Japan Exchange and Daiwa’s research unit, both based in Tokyo, have completed a report on the framework for the exchange, including plans for its functions and system infrastructure, Miyahara, 56, said. They will submit the document to the Myanmar government this month, he added.
The Securities Exchange Law doesn’t say whether foreigners will be allowed to trade on the bourse.
Jim Rogers, chairman of Rogers Holdings in Singapore, and Mark Mobius, executive chairman of Templeton Emerging Markets Group, are among investors who see opportunities in the country over time.
“It’ll take time for Myanmar, but Myanmar definitely is going to get more and more investment,” mainly in infrastructure, Mobius, who manages $53 billion, said in an interview on July 29. He has indirectly invested in the nation through companies listed in Singapore and Thailand.

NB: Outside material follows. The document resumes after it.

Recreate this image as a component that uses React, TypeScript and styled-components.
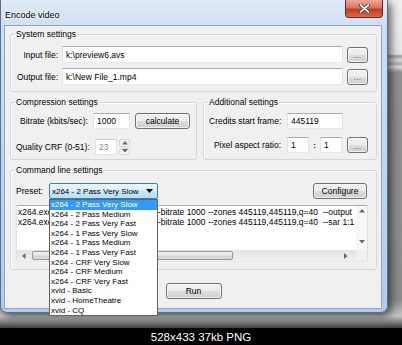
import React from 'react';
import styled, { createGlobalStyle } from 'styled-components';

const GlobalStyle = createGlobalStyle`
  html, body {
    margin: 0;
    padding: 0;
    background: #000;
  }
  body {
    font-family: 'Liberation Sans', Arial, sans-serif;
    color: #000;
  }
`;

const Screen = styled.div`
  width: 402px;
  height: 345px;
  display: flex;
  flex-direction: column;
  overflow: hidden;
`;

const Stage = styled.div`
  height: 328px;
  flex: none;
  background: linear-gradient(
    to bottom,
    #eeeeee 0,
    #e6e6e6 54px,
    #9d9d9d 56px,
    #d6d6d6 60px,
    #a9a9a9 64px,
    #dcdcdc 67px,
    #8f8f8f 72px,
    #8b8b8b 300px,
    #c4c4c4 316px,
    #3c3c3c 328px
  );
`;

const Caption = styled.div`
  flex: 1;
  background: #000;
  color: #fff;
  font-size: 11.5px;
  display: flex;
  align-items: center;
  justify-content: center;
`;

const Window = styled.div`
  width: 388px;
  height: 313px;
  box-sizing: border-box;
  display: flex;
  flex-direction: column;
  border: 1px solid #5a6f8c;
  border-top: none;
  border-radius: 0 0 7px 7px;
  padding: 0 5px 3px 3px;
  background: linear-gradient(to bottom, #dfeaf6 0, #cfdff1 26px, #c0d5ed 55%, #b2cbe8 100%);
  box-shadow: 3px 3px 8px rgba(0, 0, 0, 0.6);
`;

const TitleBar = styled.div`
  height: 25px;
  flex: none;
  display: flex;
  justify-content: space-between;
  align-items: flex-start;
`;

const Title = styled.span`
  margin: 10px 0 0 1px;
  font-size: 9px;
  line-height: 10px;
  text-shadow: 0 0 5px #fff, 0 0 3px #fff;
`;

const CloseButton = styled.div`
  width: 38px;
  height: 18px;
  margin-right: -1px;
  box-sizing: border-box;
  border: 1px solid #6b2a1e;
  border-top: none;
  border-radius: 0 0 4px 4px;
  background: linear-gradient(to bottom, #e9a99b 0, #d8765f 45%, #c33c22 55%, #d56a4c 100%);
  display: flex;
  align-items: center;
  justify-content: center;
`;

const Client = styled.div`
  flex: 1;
  display: flex;
  flex-direction: column;
  background: #f0f0f0;
  border: 1px solid #8fa5c0;
  padding: 3px 4px 0 5px;
  font-size: 8.5px;
`;

const Group = styled.fieldset<{ $pad: string }>`
  margin: 0;
  min-width: 0;
  box-sizing: border-box;
  border: 1px solid #d2d9de;
  border-radius: 3px;
  box-shadow: inset 1px 1px 0 #fff;
  padding: ${p => p.$pad};
`;

const Legend = styled.legend`
  padding: 0 1px;
  margin-left: -1px;
  line-height: 10px;
  font-size: 8.5px;
`;

const FileGrid = styled.div`
  display: grid;
  grid-template-columns: 42px 1fr 21px;
  column-gap: 4px;
  row-gap: 5px;
  align-items: center;
`;

const Label = styled.span`
  text-align: right;
  white-space: nowrap;
  line-height: 10px;
`;

const TextBox = styled.div<{ $w?: number; $h?: number; $disabled?: boolean }>`
  width: ${p => (p.$w ? `${p.$w}px` : 'auto')};
  height: ${p => p.$h ?? 16}px;
  box-sizing: border-box;
  background: #fff;
  border: 1px solid #e2e3ea;
  border-top-color: ${p => (p.$disabled ? '#c7cacc' : '#abadb3')};
  border-bottom-color: #e3e9ef;
  padding-left: 3px;
  display: flex;
  align-items: center;
  white-space: nowrap;
  overflow: hidden;
  color: ${p => (p.$disabled ? '#8d8d8d' : '#000')};
`;

const Button = styled.div<{ $w: number; $h?: number }>`
  width: ${p => p.$w}px;
  height: ${p => p.$h ?? 16}px;
  box-sizing: border-box;
  border: 1px solid #707070;
  border-radius: 3px;
  background: linear-gradient(to bottom, #f2f2f2 0, #ebebeb 48%, #dddddd 52%, #cfcfcf 100%);
  box-shadow: inset 0 0 0 1px rgba(255, 255, 255, 0.7);
  display: flex;
  align-items: center;
  justify-content: center;
  flex: none;
  white-space: nowrap;
`;

const PickButton = styled(Button)`
  margin-left: 5px;
`;

const Dots = styled.span`
  font-size: 8px;
  letter-spacing: 0.5px;
  margin-top: 2px;
  color: #333;
`;

const SettingsRow = styled.div`
  display: flex;
  gap: 6px;
  margin-top: 5px;
`;

const SideGroup = styled(Group)<{ $basis?: number }>`
  flex: ${p => (p.$basis ? `0 0 ${p.$basis}px` : '1')};
`;

const FormGrid = styled.div<{ $rowGap: number }>`
  display: grid;
  grid-template-columns: 72px auto;
  column-gap: 5px;
  row-gap: ${p => p.$rowGap}px;
  align-items: center;
`;

const Field = styled.div<{ $gap?: number; $shift?: number }>`
  display: flex;
  align-items: center;
  gap: ${p => p.$gap ?? 5}px;
  margin-left: ${p => p.$shift ?? 0}px;
`;

const Colon = styled.span`
  width: 11px;
  text-align: center;
  font-weight: bold;
  font-size: 8px;
`;

const Spinner = styled.div`
  width: 11px;
  height: 16px;
  display: flex;
  flex-direction: column;
  gap: 1px;
`;

const SpinHalf = styled.div`
  flex: 1;
  border: 1px solid #d4d6d8;
  border-radius: 2px;
  background: #f4f4f4;
  display: flex;
  align-items: center;
  justify-content: center;
`;

const CmdGroup = styled(Group)`
  margin-top: 5px;
`;

const PresetRow = styled.div`
  display: flex;
  align-items: center;
  gap: 6px;
  padding-right: 1px;
`;

const ComboWrap = styled.div`
  position: relative;
  margin-right: auto;
`;

const Combo = styled.div`
  width: 109px;
  height: 16px;
  box-sizing: border-box;
  border: 1px solid #3c7fb1;
  border-radius: 2px;
  background: linear-gradient(to bottom, #edf7fd 0, #dcf0fc 50%, #c6e8fc 52%, #b4def7 100%);
  display: flex;
  align-items: center;
  justify-content: space-between;
  padding: 0 4px 0 2px;
  white-space: nowrap;
  font-size: 8px;
`;

const DropList = styled.ul`
  position: absolute;
  top: 100%;
  left: 0;
  z-index: 10;
  width: 109px;
  box-sizing: border-box;
  margin: 0;
  padding: 0;
  list-style: none;
  background: #fff;
  border: 1px solid #646464;
`;

const DropItem = styled.li<{ $active?: boolean }>`
  height: 9.6px;
  line-height: 9.6px;
  font-size: 8px;
  padding-left: 1px;
  white-space: nowrap;
  background: ${p => (p.$active ? '#3399ff' : 'transparent')};
  color: ${p => (p.$active ? '#fff' : '#000')};
`;

const CmdBox = styled.div`
  margin-top: 6px;
  height: 57px;
  box-sizing: border-box;
  border: 1px solid #abadb3;
  border-bottom-color: #e3e9ef;
  border-left-color: #e2e3ea;
  border-right-color: #dbdfe6;
  background: #fff;
  display: grid;
  grid-template-columns: 1fr 11px;
  grid-template-rows: 1fr 11px;
`;

const CmdText = styled.div`
  padding: 2px 0 0 1px;
  white-space: pre;
  overflow: hidden;
  line-height: 9.5px;
  font-size: 8.5px;
`;

const VScroll = styled.div`
  background: #f7f7f7;
  display: flex;
  flex-direction: column;
  justify-content: space-between;
  align-items: center;
  padding: 3px 0 6px;
`;

const HScroll = styled.div`
  background: linear-gradient(to bottom, #e3e3e3, #f0f0f0);
  display: flex;
  align-items: center;
  padding: 0 8px 0 5px;
`;

const Thumb = styled.div`
  width: 201px;
  height: 9px;
  margin-left: 6px;
  margin-right: auto;
  box-sizing: border-box;
  border: 1px solid #979797;
  border-radius: 2px;
  background: linear-gradient(to bottom, #f3f3f3, #e2e2e2 50%, #d3d3d3 51%, #dadada);
`;

const Corner = styled.div`
  background: #f0f0f0;
`;

const RunButton = styled(Button)`
  margin-top: 13px;
  align-self: center;
`;

const Tri = ({ dir }: { dir: 'up' | 'down' | 'left' | 'right' }) => {
  const d = {
    up: 'M0 3.5 L3 0 L6 3.5 Z',
    down: 'M0 0 L6 0 L3 3.5 Z',
    left: 'M3.5 0 L3.5 6 L0 3 Z',
    right: 'M0 0 L0 6 L3.5 3 Z',
  }[dir];
  const vertical = dir === 'up' || dir === 'down';
  return (
    <svg width={vertical ? 6 : 4} height={vertical ? 4 : 6} viewBox={vertical ? '0 0 6 4' : '0 0 4 6'}>
      <path d={d} fill="#6a6a6a" />
    </svg>
  );
};

const presets = [
  'x264 - 2 Pass Very Slow',
  'x264 - 2 Pass Medium',
  'x264 - 2 Pass Very Fast',
  'x264 - 1 Pass Very Slow',
  'x264 - 1 Pass Medium',
  'x264 - 1 Pass Very Fast',
  'x264 - CRF Very Slow',
  'x264 - CRF Medium',
  'x264 - CRF Very Fast',
  'xvid - Basic',
  'xvid - HomeTheatre',
  'xvid - CQ',
];

export default function App() {
  return (
    <>
      <GlobalStyle />
      <Screen>
        <Stage>
          <Window>
            <TitleBar>
              <Title>Encode video</Title>
              <CloseButton>
                <svg width="11" height="9" viewBox="0 0 11 9">
                  <path d="M1.5 1 L9.5 8 M9.5 1 L1.5 8" stroke="#5a1a10" strokeWidth="3.2" strokeLinecap="round" />
                  <path d="M1.5 1 L9.5 8 M9.5 1 L1.5 8" stroke="#fff" strokeWidth="1.8" strokeLinecap="round" />
                </svg>
              </CloseButton>
            </TitleBar>

            <Client>
              <Group $pad="7px 8px 6px 5px">
                <Legend>System settings</Legend>
                <FileGrid>
                  <Label>Input file:</Label>
                  <TextBox $h={17}>k:\preview6.avs</TextBox>
                  <Button $w={21}><Dots>...</Dots></Button>
                  <Label>Output file:</Label>
                  <TextBox $h={17}>k:\New File_1.mp4</TextBox>
                  <Button $w={21}><Dots>...</Dots></Button>
                </FileGrid>
              </Group>

              <SettingsRow>
                <SideGroup $basis={187} $pad="6px 6px 4px 5px">
                  <Legend>Compression settings</Legend>
                  <FormGrid $rowGap={10}>
                    <Label>Bitrate (kbits/sec):</Label>
                    <Field>
                      <TextBox $w={37}>1000</TextBox>
                      <Button $w={55}>calculate</Button>
                    </Field>
                    <Label>Quality CRF (0-51):</Label>
                    <Field $gap={2} $shift={2}>
                      <TextBox $w={22} $disabled>23</TextBox>
                      <Spinner>
                        <SpinHalf><Tri dir="up" /></SpinHalf>
                        <SpinHalf><Tri dir="down" /></SpinHalf>
                      </Spinner>
                    </Field>
                  </FormGrid>
                </SideGroup>

                <SideGroup $pad="6px 8px 6px 5px">
                  <Legend>Additional settings</Legend>
                  <FormGrid $rowGap={8}>
                    <Label>Credits start frame:</Label>
                    <Field $shift={1}>
                      <TextBox $w={56}>445119</TextBox>
                    </Field>
                    <Label>Pixel aspect ratio:</Label>
                    <Field $gap={0} $shift={1}>
                      <TextBox $w={22}>1</TextBox>
                      <Colon>:</Colon>
                      <TextBox $w={22}>1</TextBox>
                      <PickButton $w={21}><Dots>...</Dots></PickButton>
                    </Field>
                  </FormGrid>
                </SideGroup>
              </SettingsRow>

              <CmdGroup $pad="8px 8px 7px 5px">
                <Legend>Command line settings</Legend>
                <PresetRow>
                  <Label>Preset:</Label>
                  <ComboWrap>
                    <Combo>
                      <span>x264 - 2 Pass Very Slow</span>
                      <svg width="7" height="4" viewBox="0 0 7 4">
                        <path d="M0 0 H7 L3.5 4 Z" fill="#000" />
                      </svg>
                    </Combo>
                    <DropList>
                      {presets.map((p, i) => (
                        <DropItem key={p} $active={i === 0}>{p}</DropItem>
                      ))}
                    </DropList>
                  </ComboWrap>
                  <Button $w={54}>Configure</Button>
                </PresetRow>
                <CmdBox>
                  <CmdText>
                    {'x264.exe --pass 1 --preset veryslow --bitrate 1000 --zones 445119,445119,q=40  --output\n'}
                    {'x264.exe --pass 2 --preset veryslow --bitrate 1000 --zones 445119,445119,q=40  --sar 1:1'}
                  </CmdText>
                  <VScroll>
                    <Tri dir="up" />
                    <Tri dir="down" />
                  </VScroll>
                  <HScroll>
                    <Tri dir="left" />
                    <Thumb />
                    <Tri dir="right" />
                  </HScroll>
                  <Corner />
                </CmdBox>
              </CmdGroup>

              <RunButton $w={56}>Run</RunButton>
            </Client>
          </Window>
        </Stage>
        <Caption>528x433 37kb PNG</Caption>
      </Screen>
    </>
  );
}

About eight companies may be listed when the exchange opens, according to Shigeto Inami, managing director of Myanmar Securities Exchange Centre, a joint venture between state-owned Myanma Economic Bank and Daiwa Institute of Research Ltd., a unit of Japan’s second-largest brokerage. Two stocks are currently traded over the counter at the center, making them candidates to list on the new bourse, Inami said.
Those companies are Myanmar Citizens Bank Ltd. and Forest Products Joint Venture Corp. Soe Thein, an executive director at the center, declined to comment on the performance of the two stocks in the over-the-counter market or whether the semi-government institutions are candidates for listing.
Other frontier Southeast Asian economies have opened stock exchanges in recent years, with mixed results. Trading on the Cambodia Securities Exchange began last year and it currently has one company listed, according to its website. The two-stock Laos Composite Index has risen 30 percent since its bourse started trading in January 2011. It slipped 0.1 percent at 9:41 a.m. in Vientiane.
“If you look at Cambodia and Laos, the stock exchanges haven’t been a great success,” said Thura Soe Paing, managing director of All Myanmar Investment Partners, a Yangon-based investment and business advisory company. “What I hope an establishment of a stock exchange will drive forward is the development and installation of business standards.”
Japan Exchange, which itself listed in Tokyo in January following the merger of Tokyo Stock Exchange and Osaka Securities Exchange Co., expects the Myanmar project will enable it to export its expertise elsewhere, Miyauchi said.
“We’d like to maximize our experience and know-how to work with countries that are thinking about setting up stock exchanges,” said Miyahara.
Other Japanese companies are working on the Myanmar project. Toshiba Corp. and KDDI Corp. won an order from Daiwa Research to supply a data center for the exchange, Tokyo-based Toshiba said on July 3.
President Thein Sein has allowed more political freedom and loosened economic controls since coming to power two years ago. Assuming his government maintains momentum on policy reform, the economy will expand 6.5 percent in the year ending March 2014 and 6.7 percent in the following fiscal year, the Asian Development Bank forecast in April.
One area where Thein Sein has already moved to modernize the economy is in telecommunications. In June, Norway’s Telenor ASA and Ooredoo QSC of Qatar won licenses to expand the country’s telecommunications network, beating nine other bidders. The government went ahead with the award even after parliamentarians tried to delay the decision.
A stock exchange with a strong securities regulator would help to improve corporate governance in a country that remains plagued by corruption. Myanmar is ranked 172 out of 176 nations in Transparency International’s 2012 corruption index.
“I hope Myanmar corporates know that it is a painful process to list and what will be required of them with regards to reporting, transparency and accountability,” said Thura Soe Paing of All Myanmar Investment. “It will be worth it in the long run.”